联立①②解得$\sin\theta=\frac{\sqrt{3}}{2},\cos\theta=-\frac{1}{2},\therefore\tan\theta=-\sqrt{3}$.
(3)原式$=\frac{\sqrt{\cos^{2}20^{\circ}-2\sin20^{\circ}\cos20^{\circ}+\sin^{2}20^{\circ}}}{\sin(180^{\circ}-20^{\circ})-\cos20^{\circ}}$
$=\frac{|\cos20^{\circ}-\sin20^{\circ}|}{\sin20^{\circ}-\cos20^{\circ}}=\frac{\cos20^{\circ}-\sin20^{\circ}}{\sin20^{\circ}-\cos20^{\circ}}=-1$.

答案： 例2:
(1)D
(2)C
(3)C
(1)由三角函数的定义可知
$\cos(\alpha-\frac{\pi}{6})=\frac{-3}{\sqrt{(-3)^{2}+4^{2}}}=-\frac{3}{5}$，
$\sin(\alpha-\frac{\pi}{6})=\frac{4}{\sqrt{(-3)^{2}+4^{2}}}=\frac{4}{5}$
$\therefore\cos\alpha=\cos[(\alpha-\frac{\pi}{6})+\frac{\pi}{6}]$
$=\cos(\alpha-\frac{\pi}{6})\cos\frac{\pi}{6}-\sin(\alpha-\frac{\pi}{6})·\sin\frac{\pi}{6}$
$=(-\frac{3}{5})×\frac{\sqrt{3}}{2}-\frac{4}{5}×\frac{1}{2}=-\frac{3\sqrt{3}+4}{10}$
(2)因为$0＜\alpha＜\frac{\pi}{2},-\frac{\pi}{2}＜\beta＜0,\sin\alpha=\frac{5}{13},\cos\beta=\frac{4}{5}$
$\therefore\cos\alpha=\sqrt{1-\sin^{2}\alpha}=\frac{12}{13},\sin\beta=-\sqrt{1-\cos^{2}\beta}=-\frac{3}{5}$
$\therefore\sin(\alpha+\beta)=\sin\alpha\cos\beta+\cos\alpha\sin\beta$
$=\frac{5}{13}×\frac{4}{5}+\frac{12}{13}×(-\frac{3}{5})=-\frac{16}{65}$.
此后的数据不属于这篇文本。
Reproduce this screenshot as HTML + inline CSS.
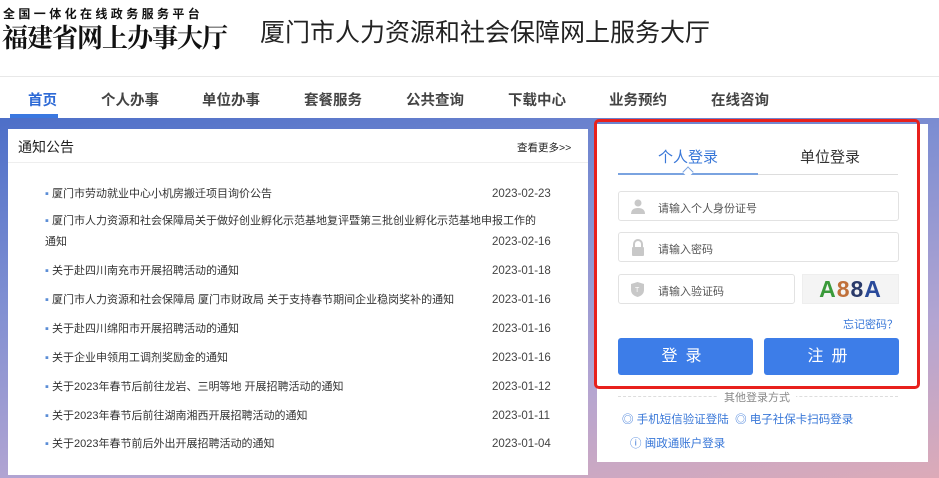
<!DOCTYPE html>
<html><head><meta charset="utf-8"><style>
*{margin:0;padding:0;box-sizing:border-box}
body{width:939px;height:478px;overflow:hidden;background:#fff;font-family:"Liberation Sans","Noto Sans CJK SC",sans-serif;position:relative;color:#333}
.a{position:absolute;white-space:nowrap}
.bg{position:absolute;left:0;top:118px;width:939px;height:360px;background:linear-gradient(170deg,#4d6fc8 0%,#7f8fd2 35%,#b3a5d2 70%,#dcaab8 100%)}
.nav{font-size:14.5px;font-weight:bold;color:#444;top:89px}
.news{font-size:11px;color:#333}
.news .a{line-height:14px}
.news .d{position:absolute;left:447px;top:0;font-size:11.5px;color:#444}
.dot{color:#5b8dd6}
.inp{position:absolute;border:1px solid #e2e2e2;border-radius:3px;background:#fff;font-size:11px;color:#555}
.btn{position:absolute;top:338px;height:37px;width:135px;background:#3d7de8;border-radius:3px;color:#fff;font-size:16px;text-align:center;line-height:37px;letter-spacing:8px}
.lk{font-size:12px;color:#3a78d8}
</style></head><body>
<div class="a" style="left:3px;top:5px;font-size:12px;font-weight:bold;letter-spacing:3.4px;font-family:'Noto Sans CJK SC',sans-serif;color:#111">全国一体化在线政务服务平台</div>
<div class="a" style="left:2px;top:18px;font-size:26px;font-weight:bold;font-family:'Noto Serif CJK SC',serif;color:#111;letter-spacing:-1px">福建省网上办事大厅</div>
<div class="a" style="left:260px;top:13px;font-size:25px;color:#222">厦门市人力资源和社会保障网上服务大厅</div>
<div class="a" style="left:0;top:76px;width:939px;height:1px;background:#e8e8e8"></div>
<div class="a nav" style="left:28px;color:#2d6ad6">首页</div>
<div class="a nav" style="left:101px">个人办事</div>
<div class="a nav" style="left:202px">单位办事</div>
<div class="a nav" style="left:304px">套餐服务</div>
<div class="a nav" style="left:406px">公共查询</div>
<div class="a nav" style="left:508px">下载中心</div>
<div class="a nav" style="left:609px">业务预约</div>
<div class="a nav" style="left:711px">在线咨询</div>
<div class="bg"></div>
<div class="a" style="left:10px;top:114px;width:48px;height:4px;background:#3a78e0"></div>
<div class="a" style="left:8px;top:129px;width:580px;height:346px;background:#fff"></div>
<div class="a" style="left:8px;top:162px;width:580px;height:1px;background:#eee"></div>
<div class="a" style="left:18px;top:137px;font-size:14px;color:#222">通知公告</div>
<div class="a" style="left:517px;top:140px;font-size:10.5px;color:#222">查看更多&gt;&gt;</div>
<div class="news">
<div class="a" style="left:45px;top:187px;width:510px"><span class="dot">▪ </span>厦门市劳动就业中心小机房搬迁项目询价公告<span class="d">2023-02-23</span></div>
<div class="a" style="left:45px;top:214px;width:510px"><span class="dot">▪ </span>厦门市人力资源和社会保障局关于做好创业孵化示范基地复评暨第三批创业孵化示范基地申报工作的</div>
<div class="a" style="left:45px;top:235px;width:510px">通知<span class="d">2023-02-16</span></div>
<div class="a" style="left:45px;top:264px;width:510px"><span class="dot">▪ </span>关于赴四川南充市开展招聘活动的通知<span class="d">2023-01-18</span></div>
<div class="a" style="left:45px;top:293px;width:510px"><span class="dot">▪ </span>厦门市人力资源和社会保障局 厦门市财政局 关于支持春节期间企业稳岗奖补的通知<span class="d">2023-01-16</span></div>
<div class="a" style="left:45px;top:322px;width:510px"><span class="dot">▪ </span>关于赴四川绵阳市开展招聘活动的通知<span class="d">2023-01-16</span></div>
<div class="a" style="left:45px;top:351px;width:510px"><span class="dot">▪ </span>关于企业申领用工调剂奖励金的通知<span class="d">2023-01-16</span></div>
<div class="a" style="left:45px;top:380px;width:510px"><span class="dot">▪ </span>关于2023年春节后前往龙岩、三明等地 开展招聘活动的通知<span class="d">2023-01-12</span></div>
<div class="a" style="left:45px;top:409px;width:510px"><span class="dot">▪ </span>关于2023年春节后前往湖南湘西开展招聘活动的通知<span class="d">2023-01-11</span></div>
<div class="a" style="left:45px;top:437px;width:510px"><span class="dot">▪ </span>关于2023年春节前后外出开展招聘活动的通知<span class="d">2023-01-04</span></div>
</div>
<div class="a" style="left:597px;top:124px;width:331px;height:338px;background:#fff"></div>
<div class="a" style="left:594px;top:119px;width:326px;height:270px;border:3px solid #e8201c;border-radius:5px"></div>
<div class="a" style="left:658px;top:146px;font-size:15px;color:#3a78d8">个人登录</div>
<div class="a" style="left:800px;top:146px;font-size:15px;color:#333">单位登录</div>
<div class="a" style="left:618px;top:174px;width:280px;height:1px;background:#ddd"></div>
<div class="a" style="left:618px;top:173px;width:140px;height:2px;background:#7aa3e0"></div>
<div class="a" style="left:684px;top:168px;width:8px;height:8px;border-left:1px solid #7aa3e0;border-top:1px solid #7aa3e0;background:#fff;transform:rotate(45deg)"></div>
<div class="inp" style="left:618px;top:191px;width:281px;height:30px"><span class="a" style="left:39px;top:8px">请输入个人身份证号</span>
<svg class="a" style="left:12px;top:7px" width="14" height="15"><circle cx="7" cy="4" r="3.5" fill="#c8c8c8"/><path d="M0 15 Q0 9 7 9 Q14 9 14 15Z" fill="#c8c8c8"/></svg></div>
<div class="inp" style="left:618px;top:232px;width:281px;height:30px"><span class="a" style="left:39px;top:8px">请输入密码</span>
<svg class="a" style="left:12px;top:6px" width="14" height="17"><path d="M3 8V5a4 4 0 0 1 8 0v3" stroke="#c8c8c8" stroke-width="2" fill="none"/><rect x="1" y="8" width="12" height="9" rx="1" fill="#c8c8c8"/></svg></div>
<div class="inp" style="left:618px;top:274px;width:177px;height:30px"><span class="a" style="left:39px;top:8px">请输入验证码</span>
<svg class="a" style="left:12px;top:7px" width="13" height="15"><path d="M6.5 0L13 2V8Q13 13 6.5 15Q0 13 0 8V2Z" fill="#c8c8c8"/><text x="4" y="10" font-size="7" fill="#fff">T</text></svg></div>
<div class="a" style="left:802px;top:274px;width:97px;height:30px;background:#f4f4f4;border:1px solid #eee;font-size:23px;font-weight:bold;line-height:29px;text-align:center;letter-spacing:1px"><span style="color:#3a9a3a">A</span><span style="color:#c0703a">8</span><span style="color:#2a3a6a">8</span><span style="color:#2a4a9a">A</span></div>
<div class="a lk" style="left:843px;top:316px;font-size:11px">忘记密码？</div>
<div class="btn" style="left:618px">登录</div>
<div class="btn" style="left:764px">注册</div>
<div class="a" style="left:618px;top:396px;width:280px;height:1px;border-top:1px dashed #ddd"></div>
<div class="a" style="left:718px;top:389px;padding:0 6px;background:#fff;font-size:11px;color:#888">其他登录方式</div>
<div class="a lk" style="left:622px;top:411px;font-size:11.5px">◎ 手机短信验证登陆 &nbsp;◎ 电子社保卡扫码登录</div>
<div class="a lk" style="left:630px;top:435px;font-size:11.5px">ⓘ 闽政通账户登录</div>
</body></html>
(3)$\tan\alpha+\tan(\frac{\pi}{4}-\alpha)=-\frac{b}{a},\tan\alpha\tan(\frac{\pi}{4}-\alpha)=\frac{c}{a}$
$\therefore\tan\frac{\pi}{4}=\tan[\alpha+(\frac{\pi}{4}-\alpha)]=\frac{\tan\alpha+\tan(\frac{\pi}{4}-\alpha)}{1-\tan\alpha\tan(\frac{\pi}{4}-\alpha)}$
$=\frac{-\frac{b}{a}}{1-\frac{c}{a}}=1$.
$\therefore-\frac{b}{a}=1-\frac{c}{a},\therefore-b=a-c$，即$c=a+b$.